The movie’s peak in terms of originality and comedy takes place when Natalie, depressed by the news that her potential soulmate is not who she expected, takes a random shot at a karaoke bar that later turns out to contain kiwi, which kickstarts an allergic reaction. When she faces the audience to sing Meatloaf’s “I Would Do Anything for Love,” the viewer is served with quite a jump-scare as her face has swelled to an extreme degree. This moment had a considerably good build-up with Natalie’s back turned from the camera for the early portion of the song, and the climax of the scene when she turns around elicits an immediate reaction of shock and eventual pity from the viewer.

From this point on, there are very few solidly comedic moments in the film — save for a couple good quips from Josh’s grandma like “The pen is mightier than the penis” or “She has seen more ass than a church pew.” The only thing stopping this film from being unwatchable in its rising action portion is the bickering and banter between Natalie and Josh, which stays believable and amusing throughout most of the film.

Although they do not have any palpable romantic chemistry, their dynamic as friends is pleasant to watch. Outside of this, Josh’s subplot about gaining respect from his family is uninteresting at its best and cringe-worthy at its worst. Natalie’s attempts to seduce the man from Josh’s fake dating profile pictures are ridiculous and imply an absurd lack of self-awareness from an otherwise intelligent protagonist.
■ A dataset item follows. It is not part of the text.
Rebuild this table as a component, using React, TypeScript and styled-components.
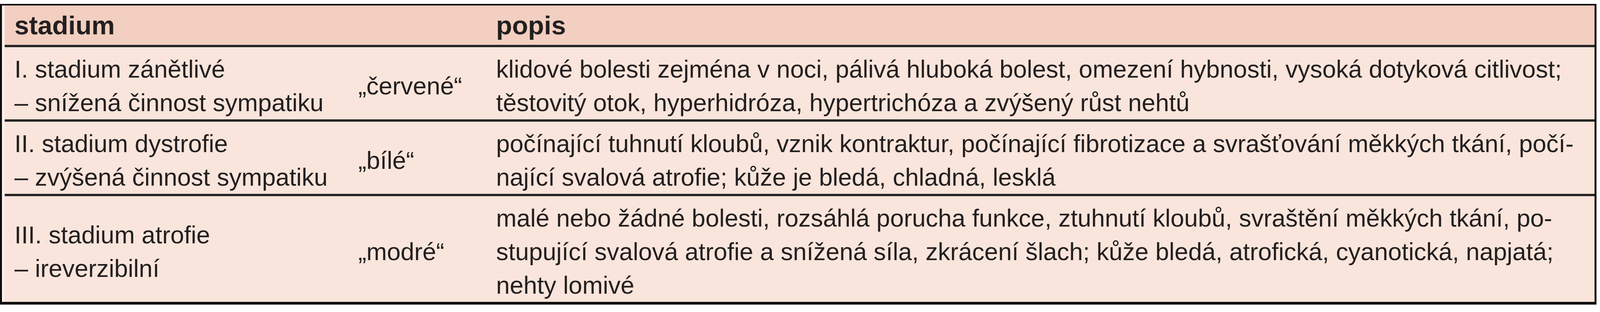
import React from "react";
import styled, { createGlobalStyle } from "styled-components";

const GlobalStyle = createGlobalStyle`
  html, body {
    margin: 0;
    padding: 0;
    background: #ffffff;
  }
  body {
    font-family: "Liberation Sans", Arial, sans-serif;
    color: #231f20;
  }
`;

const Page = styled.div`
  padding: 10px 9px 0 0;
  background: #ffffff;
`;

const Table = styled.div`
  box-sizing: border-box;
  border-top: 4px solid #0f0f0f;
  border-left: 5px solid #0f0f0f;
  border-right: 5px solid #0f0f0f;
  border-bottom: 7px solid #0f0f0f;
  background: #f9e5db;
`;

const Inner = styled.div`
  border-left: 7px solid #fcefe9;
`;

const Row = styled.div<{ $head?: boolean; $divider?: boolean }>`
  display: grid;
  grid-template-columns: 905px 353px minmax(0, 1fr);
  background: ${(p) => (p.$head ? "#f2cfc0" : "#f9e5db")};
  border-top: ${(p) => (p.$divider ? "6px solid #262626" : "none")};
  padding: ${(p) => (p.$head ? "2px 0 1px 0" : "13px 0 0 0")};
`;

const HeadCell = styled.div<{ $span?: number }>`
  grid-column: span ${(p) => p.$span ?? 1};
  font-weight: 700;
  font-size: 67px;
  line-height: 98px;
  padding-left: ${(p) => (p.$span === 2 ? "25px" : "0")};
  white-space: nowrap;
`;

const StageCell = styled.div`
  align-self: center;
  padding-left: 25px;
  font-size: 63px;
  line-height: 86px;
  white-space: nowrap;
`;

const ColorCell = styled.div`
  align-self: center;
  font-size: 63px;
  line-height: 86px;
  white-space: nowrap;
`;

const DescCell = styled.div`
  font-size: 63px;
  line-height: 86px;
  white-space: nowrap;
`;

const Line = styled.span`
  display: block;
`;

type Stage = {
  stage: string[];
  color: string;
  desc: string[];
};

const stages: Stage[] = [
  {
    stage: ["I. stadium zánětlivé", "– snížená činnost sympatiku"],
    color: "„červené“",
    desc: [
      "klidové bolesti zejména v noci, pálivá hluboká bolest, omezení hybnosti, vysoká dotyková citlivost;",
      "těstovitý otok, hyperhidróza, hypertrichóza a zvýšený růst nehtů",
    ],
  },
  {
    stage: ["II. stadium dystrofie", "– zvýšená činnost sympatiku"],
    color: "„bílé“",
    desc: [
      "počínající tuhnutí kloubů, vznik kontraktur, počínající fibrotizace a svrašťování měkkých tkání, počí-",
      "nající svalová atrofie; kůže je bledá, chladná, lesklá",
    ],
  },
  {
    stage: ["III. stadium atrofie", "– ireverzibilní"],
    color: "„modré“",
    desc: [
      "malé nebo žádné bolesti, rozsáhlá porucha funkce, ztuhnutí kloubů, svraštění měkkých tkání, po-",
      "stupující svalová atrofie a snížená síla, zkrácení šlach; kůže bledá, atrofická, cyanotická, napjatá;",
      "nehty lomivé",
    ],
  },
];

export default function App() {
  return (
    <>
      <GlobalStyle />
      <Page>
        <Table>
          <Inner>
            <Row $head>
              <HeadCell $span={2}>stadium</HeadCell>
              <HeadCell>popis</HeadCell>
            </Row>
            {stages.map((s) => (
              <Row key={s.color} $divider>
                <StageCell>
                  {s.stage.map((l) => (
                    <Line key={l}>{l}</Line>
                  ))}
                </StageCell>
                <ColorCell>{s.color}</ColorCell>
                <DescCell>
                  {s.desc.map((l) => (
                    <Line key={l}>{l}</Line>
                  ))}
                </DescCell>
              </Row>
            ))}
          </Inner>
        </Table>
      </Page>
    </>
  );
}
Additionally, it wouldn’t be a corny Netflix Christmas movie without one of the main leads having a quirky hobby that their love interest helps them realize could be a business venture. For this film, Josh has a passion for making “masculine candles” — because buying a lavender candle is apparently emasculating. Even performances by solid actors like Yang and Dobrev cannot prevent the viewer from seeing the notion of a “masculine candle maker” as frankly bizarre and completely unrealistic as a career.   

Finally, the film ends with Natalie’s “Love, Actually”-themed confession of love to Josh. Although this moment reeks of cliche and money-grabbing references, Dobrev and Yang’s performances are believable to the point of slightly warming the cold heart of the cynical viewer, but not to the point of enabling them to overlook the creepiness of a relationship that begins with catfishing.

To conclude, this film is predictable to the point of almost being unwatchable. Although the two main leads do add a charming dynamic to the movie, the uninteresting plot and poor character development prevent it from being anything more than something to put on in the background while cooking this holiday season.

Sadly, this is just the first in a long line of mediocre Christmas movies that Netflix and other streaming services will relentlessly pump out for the next few weeks. So buckle up, the boring Christmas rom-com craze is upon us.